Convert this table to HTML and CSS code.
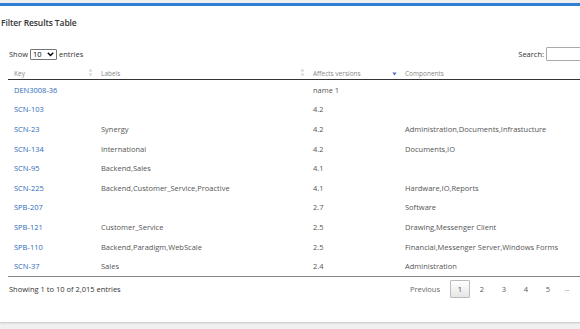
FILE: index.html
```html
<!DOCTYPE html>
<html>
<head>
<meta charset="utf-8">
<link rel="stylesheet" href="styles.css">
</head>
<body>
<div class="card">
  <div class="card-title">Filter Results Table</div>
  <div class="dt">
    <div class="dt-top">
      <label class="dt-length">Show <span class="select">10 <svg width="7" height="5" viewBox="0 0 7 5"><path d="M0.8 0.8 L3.5 3.6 L6.2 0.8" fill="none" stroke="#000" stroke-width="1.4"/></svg></span> entries</label>
      <label class="dt-search">Search: <span class="input"></span></label>
    </div>
    <table>
      <thead>
        <tr>
          <th class="c-key">Key<span class="sort"><svg width="5" height="9" viewBox="0 0 5 9"><path d="M2.5 0.5 L4.5 3.5 L0.5 3.5Z M2.5 8.5 L4.5 5.5 L0.5 5.5Z" fill="#d6d6d6"/></svg></span></th>
          <th class="c-labels">Labels<span class="sort"><svg width="5" height="9" viewBox="0 0 5 9"><path d="M2.5 0.5 L4.5 3.5 L0.5 3.5Z M2.5 8.5 L4.5 5.5 L0.5 5.5Z" fill="#d6d6d6"/></svg></span></th>
          <th class="c-aff">Affects versions<span class="sort"><svg width="5" height="9" viewBox="0 0 5 9"><path d="M0.3 4.5 L4.7 4.5 L2.5 7.5Z" fill="#5a6fc8"/></svg></span></th>
          <th class="c-comp">Components</th>
        </tr>
      </thead>
      <tbody>
        <tr><td><a>DEN3008-36</a></td><td></td><td>name 1</td><td></td></tr>
        <tr><td><a>SCN-103</a></td><td></td><td>4.2</td><td></td></tr>
        <tr><td><a>SCN-23</a></td><td>Synergy</td><td>4.2</td><td>Administration,Documents,Infrastucture</td></tr>
        <tr><td><a>SCN-134</a></td><td>International</td><td>4.2</td><td>Documents,IO</td></tr>
        <tr><td><a>SCN-95</a></td><td>Backend,Sales</td><td>4.1</td><td></td></tr>
        <tr><td><a>SCN-225</a></td><td>Backend,Customer_Service,Proactive</td><td>4.1</td><td>Hardware,IO,Reports</td></tr>
        <tr><td><a>SPB-207</a></td><td></td><td>2.7</td><td>Software</td></tr>
        <tr><td><a>SPB-121</a></td><td>Customer_Service</td><td>2.5</td><td>Drawing,Messenger Client</td></tr>
        <tr><td><a>SPB-110</a></td><td>Backend,Paradigm,WebScale</td><td>2.5</td><td>Financial,Messenger Server,Windows Forms</td></tr>
        <tr><td><a>SCN-37</a></td><td>Sales</td><td>2.4</td><td>Administration</td></tr>
      </tbody>
    </table>
    <div class="dt-bottom">
      <div class="dt-info">Showing 1 to 10 of 2,015 entries</div>
      <div class="pager">
        <span class="pg prev">Previous</span>
        <span class="pg current">1</span>
        <span class="pg">2</span>
        <span class="pg">3</span>
        <span class="pg">4</span>
        <span class="pg">5</span>
        <span class="pg ellipsis">...</span>
      </div>
    </div>
  </div>
</div>
</body>
</html>
```

FILE: styles.css
```css
html, body {
  margin: 0;
  padding: 0;
}
body {
  background: #f0f0f0;
  overflow: hidden;
  width: 580px;
  height: 329px;
  font-family: "Open Sans", "Noto Sans", sans-serif;
  color: #555;
}
.card {
  margin-top: 3px;
  width: 640px;
  height: 316px;
  background: #fff;
  border-top: 3px solid #2f7fd6;
  box-shadow: 0 1px 2px rgba(0,0,0,0.18);
}
.card-title {
  padding: 11px 0 0 1px;
  height: 15px;
  font-size: 8.5px;
  font-weight: 600;
  color: #333;
  letter-spacing: -0.1px;
}
.dt {
  padding: 0 0 0 8px;
  width: 610px;
}
.dt-top {
  display: flex;
  justify-content: space-between;
  align-items: center;
  margin-top: 14px;
  height: 16px;
  font-size: 7.5px;
  color: #333;
}
.dt-length {
  display: flex;
  align-items: center;
  gap: 2px;
  padding-left: 1px;
}
.select {
  display: inline-flex;
  align-items: center;
  justify-content: space-between;
  width: 21px;
  height: 9px;
  padding: 0 2px;
  border: 1px solid #767676;
  border-radius: 1px;
  font-size: 7.5px;
  color: #000;
}
.dt-search {
  display: flex;
  align-items: center;
  gap: 2px;
  margin-right: 30px;
  color: #333;
}
.input {
  display: inline-block;
  width: 40px;
  height: 12px;
  border: 1px solid #aaa;
  border-radius: 1px;
}
table {
  width: 100%;
  border-collapse: collapse;
  table-layout: fixed;
  margin-top: 1px;
}
th {
  position: relative;
  text-align: left;
  font-size: 6.5px;
  font-weight: 400;
  color: #888;
  padding: 5px 6px 0;
  height: 11px;
  border-bottom: 1.5px solid #333;
}
.sort {
  position: absolute;
  right: 2px;
  top: 5px;
  line-height: 0;
}
.c-key { width: 75px; }
.c-labels { width: 200px; }
.c-aff { width: 80px; }
td {
  font-size: 7.5px;
  color: #555;
  padding: 0 6px;
  height: 19.6px;
  white-space: nowrap;
  overflow: hidden;
}
tbody tr:last-child td {
  border-bottom: 1px solid #888;
}
a {
  color: #2e6cb8;
}
.dt-bottom {
  display: flex;
  justify-content: space-between;
  align-items: center;
  width: 566px;
  margin-top: 3px;
  font-size: 7.5px;
  color: #333;
}
.dt-info {
  padding-left: 1px;
}
.pager {
  display: flex;
  align-items: center;
}
.pg {
  display: inline-flex;
  align-items: center;
  justify-content: center;
  min-width: 20px;
  height: 18px;
  padding: 0 1px;
  color: #555;
  box-sizing: border-box;
  border: 1px solid transparent;
  margin-left: 2px;
}
.prev {
  padding: 0 5px;
  color: #666;
}
.current {
  border: 1px solid #bbb;
  border-radius: 1px;
  background: linear-gradient(#fff, #e6e6e6);
  margin-left: 4px;
  color: #444;
}
.ellipsis {
  min-width: 14px;
  font-size: 6.5px;
  color: #777;
}
```
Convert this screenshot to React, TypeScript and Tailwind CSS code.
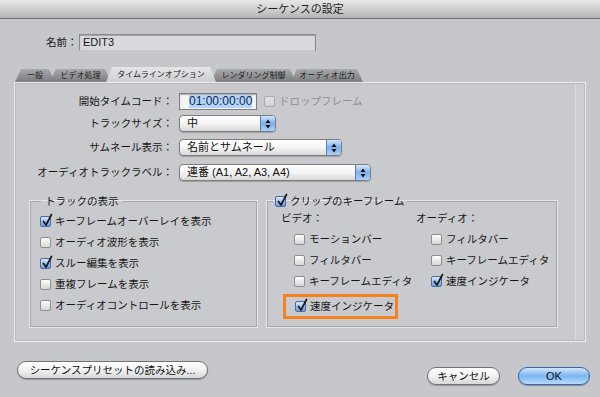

※ ※ ※

> [TASK DESCRIPTION]: Every entry must be transcribed exactly. Pictures do not belong in the copy.

> [OUTPUT BELOW]:
Convert this table to HTML and CSS code.
FILE: index.html
```html
<!DOCTYPE html>
<html>
<head>
<meta charset="utf-8">
<link rel="stylesheet" href="styles.css">
</head>
<body>
<div class="card">
  <div class="card-title">Filter Results Table</div>
  <div class="dt">
    <div class="dt-top">
      <label class="dt-length">Show <span class="select">10 <svg width="7" height="5" viewBox="0 0 7 5"><path d="M0.8 0.8 L3.5 3.6 L6.2 0.8" fill="none" stroke="#000" stroke-width="1.4"/></svg></span> entries</label>
      <label class="dt-search">Search: <span class="input"></span></label>
    </div>
    <table>
      <thead>
        <tr>
          <th class="c-key">Key<span class="sort"><svg width="5" height="9" viewBox="0 0 5 9"><path d="M2.5 0.5 L4.5 3.5 L0.5 3.5Z M2.5 8.5 L4.5 5.5 L0.5 5.5Z" fill="#d6d6d6"/></svg></span></th>
          <th class="c-labels">Labels<span class="sort"><svg width="5" height="9" viewBox="0 0 5 9"><path d="M2.5 0.5 L4.5 3.5 L0.5 3.5Z M2.5 8.5 L4.5 5.5 L0.5 5.5Z" fill="#d6d6d6"/></svg></span></th>
          <th class="c-aff">Affects versions<span class="sort"><svg width="5" height="9" viewBox="0 0 5 9"><path d="M0.3 4.5 L4.7 4.5 L2.5 7.5Z" fill="#5a6fc8"/></svg></span></th>
          <th class="c-comp">Components</th>
        </tr>
      </thead>
      <tbody>
        <tr><td><a>DEN3008-36</a></td><td></td><td>name 1</td><td></td></tr>
        <tr><td><a>SCN-103</a></td><td></td><td>4.2</td><td></td></tr>
        <tr><td><a>SCN-23</a></td><td>Synergy</td><td>4.2</td><td>Administration,Documents,Infrastucture</td></tr>
        <tr><td><a>SCN-134</a></td><td>International</td><td>4.2</td><td>Documents,IO</td></tr>
        <tr><td><a>SCN-95</a></td><td>Backend,Sales</td><td>4.1</td><td></td></tr>
        <tr><td><a>SCN-225</a></td><td>Backend,Customer_Service,Proactive</td><td>4.1</td><td>Hardware,IO,Reports</td></tr>
        <tr><td><a>SPB-207</a></td><td></td><td>2.7</td><td>Software</td></tr>
        <tr><td><a>SPB-121</a></td><td>Customer_Service</td><td>2.5</td><td>Drawing,Messenger Client</td></tr>
        <tr><td><a>SPB-110</a></td><td>Backend,Paradigm,WebScale</td><td>2.5</td><td>Financial,Messenger Server,Windows Forms</td></tr>
        <tr><td><a>SCN-37</a></td><td>Sales</td><td>2.4</td><td>Administration</td></tr>
      </tbody>
    </table>
    <div class="dt-bottom">
      <div class="dt-info">Showing 1 to 10 of 2,015 entries</div>
      <div class="pager">
        <span class="pg prev">Previous</span>
        <span class="pg current">1</span>
        <span class="pg">2</span>
        <span class="pg">3</span>
        <span class="pg">4</span>
        <span class="pg">5</span>
        <span class="pg ellipsis">...</span>
      </div>
    </div>
  </div>
</div>
</body>
</html>
```

FILE: styles.css
```css
html, body {
  margin: 0;
  padding: 0;
}
body {
  background: #f0f0f0;
  overflow: hidden;
  width: 580px;
  height: 329px;
  font-family: "Open Sans", "Noto Sans", sans-serif;
  color: #555;
}
.card {
  margin-top: 3px;
  width: 640px;
  height: 316px;
  background: #fff;
  border-top: 3px solid #2f7fd6;
  box-shadow: 0 1px 2px rgba(0,0,0,0.18);
}
.card-title {
  padding: 11px 0 0 1px;
  height: 15px;
  font-size: 8.5px;
  font-weight: 600;
  color: #333;
  letter-spacing: -0.1px;
}
.dt {
  padding: 0 0 0 8px;
  width: 610px;
}
.dt-top {
  display: flex;
  justify-content: space-between;
  align-items: center;
  margin-top: 14px;
  height: 16px;
  font-size: 7.5px;
  color: #333;
}
.dt-length {
  display: flex;
  align-items: center;
  gap: 2px;
  padding-left: 1px;
}
.select {
  display: inline-flex;
  align-items: center;
  justify-content: space-between;
  width: 21px;
  height: 9px;
  padding: 0 2px;
  border: 1px solid #767676;
  border-radius: 1px;
  font-size: 7.5px;
  color: #000;
}
.dt-search {
  display: flex;
  align-items: center;
  gap: 2px;
  margin-right: 30px;
  color: #333;
}
.input {
  display: inline-block;
  width: 40px;
  height: 12px;
  border: 1px solid #aaa;
  border-radius: 1px;
}
table {
  width: 100%;
  border-collapse: collapse;
  table-layout: fixed;
  margin-top: 1px;
}
th {
  position: relative;
  text-align: left;
  font-size: 6.5px;
  font-weight: 400;
  color: #888;
  padding: 5px 6px 0;
  height: 11px;
  border-bottom: 1.5px solid #333;
}
.sort {
  position: absolute;
  right: 2px;
  top: 5px;
  line-height: 0;
}
.c-key { width: 75px; }
.c-labels { width: 200px; }
.c-aff { width: 80px; }
td {
  font-size: 7.5px;
  color: #555;
  padding: 0 6px;
  height: 19.6px;
  white-space: nowrap;
  overflow: hidden;
}
tbody tr:last-child td {
  border-bottom: 1px solid #888;
}
a {
  color: #2e6cb8;
}
.dt-bottom {
  display: flex;
  justify-content: space-between;
  align-items: center;
  width: 566px;
  margin-top: 3px;
  font-size: 7.5px;
  color: #333;
}
.dt-info {
  padding-left: 1px;
}
.pager {
  display: flex;
  align-items: center;
}
.pg {
  display: inline-flex;
  align-items: center;
  justify-content: center;
  min-width: 20px;
  height: 18px;
  padding: 0 1px;
  color: #555;
  box-sizing: border-box;
  border: 1px solid transparent;
  margin-left: 2px;
}
.prev {
  padding: 0 5px;
  color: #666;
}
.current {
  border: 1px solid #bbb;
  border-radius: 1px;
  background: linear-gradient(#fff, #e6e6e6);
  margin-left: 4px;
  color: #444;
}
.ellipsis {
  min-width: 14px;
  font-size: 6.5px;
  color: #777;
}
```
Convert this screenshot to React, TypeScript and Tailwind CSS code.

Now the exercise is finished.